==== Entries ====

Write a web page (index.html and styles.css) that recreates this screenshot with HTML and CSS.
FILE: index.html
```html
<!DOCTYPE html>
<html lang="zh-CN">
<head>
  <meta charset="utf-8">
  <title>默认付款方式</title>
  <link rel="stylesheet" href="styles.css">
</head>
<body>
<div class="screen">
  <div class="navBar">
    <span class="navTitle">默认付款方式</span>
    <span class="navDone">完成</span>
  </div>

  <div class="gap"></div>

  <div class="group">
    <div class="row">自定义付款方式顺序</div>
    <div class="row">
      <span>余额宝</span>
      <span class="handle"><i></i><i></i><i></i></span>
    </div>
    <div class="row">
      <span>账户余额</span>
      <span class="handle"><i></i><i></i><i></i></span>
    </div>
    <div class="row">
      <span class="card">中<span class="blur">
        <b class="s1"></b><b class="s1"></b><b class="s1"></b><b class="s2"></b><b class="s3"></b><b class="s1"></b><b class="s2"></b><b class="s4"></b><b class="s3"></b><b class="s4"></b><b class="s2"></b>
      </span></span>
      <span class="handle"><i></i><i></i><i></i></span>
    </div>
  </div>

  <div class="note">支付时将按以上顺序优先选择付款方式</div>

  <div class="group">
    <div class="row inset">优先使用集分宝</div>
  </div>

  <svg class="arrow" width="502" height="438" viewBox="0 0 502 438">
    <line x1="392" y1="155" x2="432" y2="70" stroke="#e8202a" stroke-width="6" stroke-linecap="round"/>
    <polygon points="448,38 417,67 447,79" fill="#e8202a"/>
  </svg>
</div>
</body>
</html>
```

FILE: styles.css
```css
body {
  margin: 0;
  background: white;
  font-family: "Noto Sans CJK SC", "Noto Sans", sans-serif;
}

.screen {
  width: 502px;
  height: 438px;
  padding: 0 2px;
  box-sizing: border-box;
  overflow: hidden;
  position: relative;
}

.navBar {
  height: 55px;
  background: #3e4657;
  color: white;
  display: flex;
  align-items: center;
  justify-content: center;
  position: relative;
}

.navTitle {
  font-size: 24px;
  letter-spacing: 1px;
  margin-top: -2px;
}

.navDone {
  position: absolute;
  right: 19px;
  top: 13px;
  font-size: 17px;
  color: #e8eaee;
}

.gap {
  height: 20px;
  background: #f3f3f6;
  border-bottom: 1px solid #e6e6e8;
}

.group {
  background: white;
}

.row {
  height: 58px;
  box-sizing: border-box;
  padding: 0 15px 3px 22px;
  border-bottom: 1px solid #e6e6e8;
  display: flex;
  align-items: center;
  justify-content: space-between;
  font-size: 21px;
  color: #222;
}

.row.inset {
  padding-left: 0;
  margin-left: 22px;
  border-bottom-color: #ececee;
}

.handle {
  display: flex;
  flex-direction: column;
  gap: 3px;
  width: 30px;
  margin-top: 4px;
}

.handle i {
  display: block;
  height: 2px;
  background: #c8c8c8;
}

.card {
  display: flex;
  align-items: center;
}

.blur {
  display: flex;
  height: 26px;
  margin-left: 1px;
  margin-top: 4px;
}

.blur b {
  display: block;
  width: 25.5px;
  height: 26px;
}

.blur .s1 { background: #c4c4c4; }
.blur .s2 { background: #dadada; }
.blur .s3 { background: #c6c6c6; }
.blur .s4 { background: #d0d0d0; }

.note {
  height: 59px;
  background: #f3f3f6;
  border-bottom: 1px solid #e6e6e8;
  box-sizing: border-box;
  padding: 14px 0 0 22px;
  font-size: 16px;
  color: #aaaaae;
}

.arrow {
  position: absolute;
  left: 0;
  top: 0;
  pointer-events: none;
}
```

====
==== Entries ====

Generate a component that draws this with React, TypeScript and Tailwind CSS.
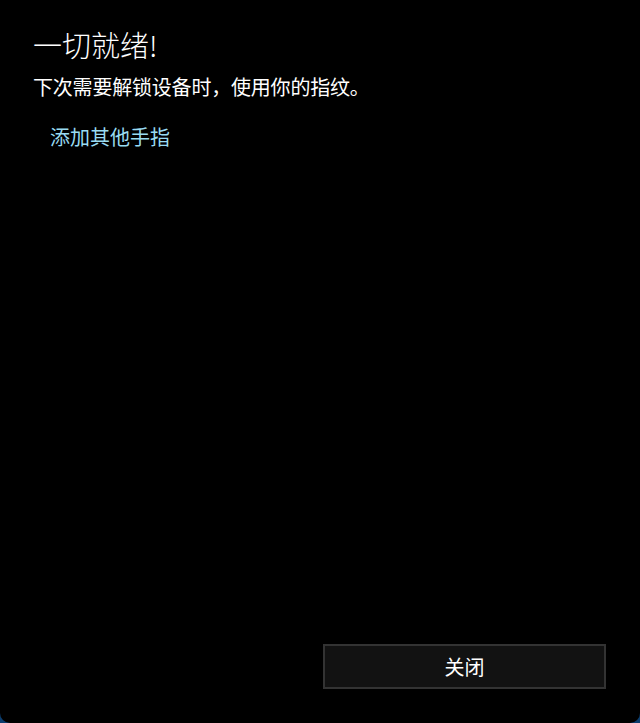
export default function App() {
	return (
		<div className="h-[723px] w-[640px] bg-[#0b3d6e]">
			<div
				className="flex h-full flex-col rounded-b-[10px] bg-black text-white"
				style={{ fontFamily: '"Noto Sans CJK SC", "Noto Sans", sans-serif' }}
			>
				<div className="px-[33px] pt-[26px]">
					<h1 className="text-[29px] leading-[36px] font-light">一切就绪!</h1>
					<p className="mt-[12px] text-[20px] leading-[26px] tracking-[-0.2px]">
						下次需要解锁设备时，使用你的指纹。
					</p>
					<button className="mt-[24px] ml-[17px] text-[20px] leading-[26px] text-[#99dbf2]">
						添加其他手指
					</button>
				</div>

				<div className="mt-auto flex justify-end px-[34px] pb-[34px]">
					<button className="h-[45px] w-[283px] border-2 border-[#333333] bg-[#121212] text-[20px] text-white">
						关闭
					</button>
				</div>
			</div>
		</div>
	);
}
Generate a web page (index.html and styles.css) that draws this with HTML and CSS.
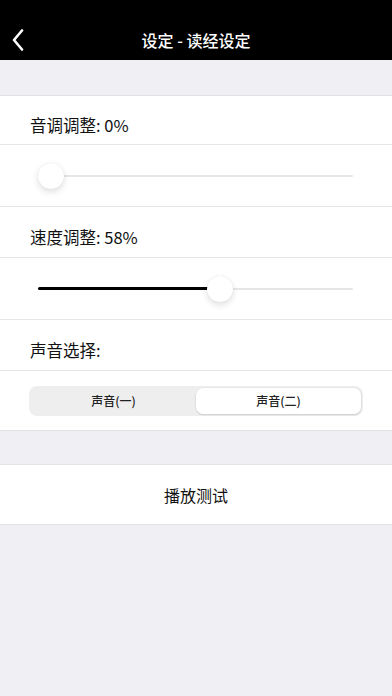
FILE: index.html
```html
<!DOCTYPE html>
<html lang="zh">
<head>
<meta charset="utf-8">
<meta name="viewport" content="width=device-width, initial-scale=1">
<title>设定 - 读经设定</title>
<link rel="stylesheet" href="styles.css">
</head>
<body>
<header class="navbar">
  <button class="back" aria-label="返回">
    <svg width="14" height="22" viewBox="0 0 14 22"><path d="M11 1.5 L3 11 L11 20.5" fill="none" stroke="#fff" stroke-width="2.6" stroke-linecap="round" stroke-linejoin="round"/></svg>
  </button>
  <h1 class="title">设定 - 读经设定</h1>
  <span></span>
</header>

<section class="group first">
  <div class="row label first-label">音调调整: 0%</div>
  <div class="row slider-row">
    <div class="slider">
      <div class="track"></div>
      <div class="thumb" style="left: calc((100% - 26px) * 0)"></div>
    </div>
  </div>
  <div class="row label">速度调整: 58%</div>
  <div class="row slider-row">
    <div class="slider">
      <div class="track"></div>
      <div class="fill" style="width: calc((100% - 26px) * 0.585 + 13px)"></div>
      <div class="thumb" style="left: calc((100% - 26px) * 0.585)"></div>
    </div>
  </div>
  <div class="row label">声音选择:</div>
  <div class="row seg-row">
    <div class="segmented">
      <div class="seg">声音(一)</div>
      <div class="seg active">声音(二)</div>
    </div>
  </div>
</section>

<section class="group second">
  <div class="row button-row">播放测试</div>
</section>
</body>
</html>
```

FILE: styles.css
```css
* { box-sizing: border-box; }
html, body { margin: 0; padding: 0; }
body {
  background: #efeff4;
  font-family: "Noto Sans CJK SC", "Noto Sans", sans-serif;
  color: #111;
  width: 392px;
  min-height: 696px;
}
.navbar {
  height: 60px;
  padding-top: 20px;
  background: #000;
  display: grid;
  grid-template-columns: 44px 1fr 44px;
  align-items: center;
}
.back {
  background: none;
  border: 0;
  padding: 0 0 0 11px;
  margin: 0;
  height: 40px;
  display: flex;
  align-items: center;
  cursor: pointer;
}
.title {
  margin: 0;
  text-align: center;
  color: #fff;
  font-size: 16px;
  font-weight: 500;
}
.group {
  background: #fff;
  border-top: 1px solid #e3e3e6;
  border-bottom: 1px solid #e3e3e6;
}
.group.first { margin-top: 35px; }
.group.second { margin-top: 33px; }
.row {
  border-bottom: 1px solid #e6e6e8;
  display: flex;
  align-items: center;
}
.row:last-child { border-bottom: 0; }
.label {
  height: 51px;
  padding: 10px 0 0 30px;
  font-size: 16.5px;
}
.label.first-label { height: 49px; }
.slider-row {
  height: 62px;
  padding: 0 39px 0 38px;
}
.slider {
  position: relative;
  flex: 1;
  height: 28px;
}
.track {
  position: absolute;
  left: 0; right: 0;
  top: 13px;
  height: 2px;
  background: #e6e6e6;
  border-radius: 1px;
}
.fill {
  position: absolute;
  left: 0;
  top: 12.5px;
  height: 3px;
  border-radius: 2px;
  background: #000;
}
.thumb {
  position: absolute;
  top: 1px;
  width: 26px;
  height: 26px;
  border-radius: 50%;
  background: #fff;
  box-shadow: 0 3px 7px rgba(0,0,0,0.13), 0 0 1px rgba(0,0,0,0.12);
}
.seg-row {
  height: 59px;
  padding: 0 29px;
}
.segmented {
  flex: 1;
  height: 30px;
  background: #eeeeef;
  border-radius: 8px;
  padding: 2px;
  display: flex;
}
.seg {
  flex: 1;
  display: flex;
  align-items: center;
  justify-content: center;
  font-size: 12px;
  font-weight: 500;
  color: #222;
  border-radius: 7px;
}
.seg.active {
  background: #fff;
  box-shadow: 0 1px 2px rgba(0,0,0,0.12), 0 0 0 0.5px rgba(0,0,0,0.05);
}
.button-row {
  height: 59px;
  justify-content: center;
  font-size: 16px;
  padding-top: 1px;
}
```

====

All lines above with "draws" in them should be returned.

Generate a component that draws this with React, TypeScript and Tailwind CSS.
Generate a web page (index.html and styles.css) that draws this with HTML and CSS.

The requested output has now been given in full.